Jesus then teaches where the power to remain in Him is found. “If you abide in me, and my words abide in you, ask whatever you wish, and it will be done for you. By this my Father is glorified, that you bear much fruit and so prove to be my disciples. As the Father has loved me, so have I loved you. Abide in my love. If you keep my commandments, you will abide in my love, just as I have kept my Father’s commandments and abide in his love. These things I have spoken to you, that my joy may be in you, and that your joy may be full.” The Word incarnate, who knows the Father’s love, the vine who is cared for with great care from the vinedresser, speaks to you His Word of love and joy. In His Word you see what is truly needed for you. You see the Father loving you so much that He taught you His Word to keep it, and though you have failed, reveals to you His Son who has kept it for you. The Son who abides in love, a love that would have Him die.

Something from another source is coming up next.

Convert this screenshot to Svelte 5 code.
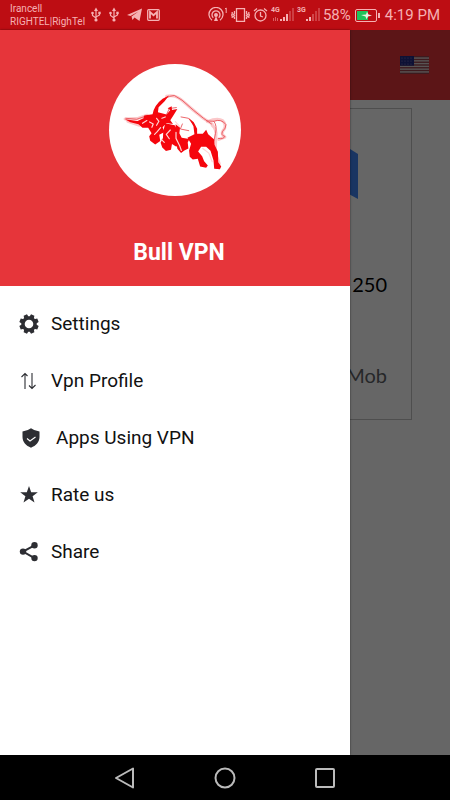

And with no complaints to produce fruit, and to abide in love, it happens because This Lamb is Christ, the soul’s great Friend, The Lamb of God, our Savior; Him God the Father chose to send To gain for us His favor. “Go forth, My Son,” the Father saith, “And free men from the fear of death, From guilt and condemnation. The wrath and stripes are hard to bear, But by Thy Passion men shall share The fruit of Thy salvation” (ELH #331 v. 2). The wrath and stripes are indeed hard to bear when trying to abide on your own. For your soul’s sake, the Father sends forth His Son, who abides in the Father’s plan of salvation. He bears the wrath and stripes and with His passion on the cross, your branch, grown into this vine bears great fruit. A great witness of how you abide in your Savior and the vinedresser who has cleaned you. Cleaned you with His Son’s blood shed on the cross.
As you gaze on the lamb of God who didn’t complain and perfectly abides in the Father’s will, He did this so you would bear fruit. And in His Word, you can see what that fruit looks like. St. Paul writes, But the fruit of the Spirit is love, joy, peace, patience, kindness, goodness, faithfulness, gentleness, self-control; against such things there is no law (Galatians 5:22). For your comfort in this life, and to know that you truly abide in the vine, the vinedresser in this text is revealing to you true fruit, how you have it, and how it springs forward. In one motion, your vinedresser dresses you into the vine. The vine you are to abide in. The vine, who because of His perfect life and innocent death grafts you in, and produces your fruit to be eaten by all whom you share it with. God’s action for your salvation, for your joy to be full. Amen.
Glory be to the Father and to the Son and to the Holy Ghost; as it was in the beginning, is now, and ever shall be, forevermore. Amen.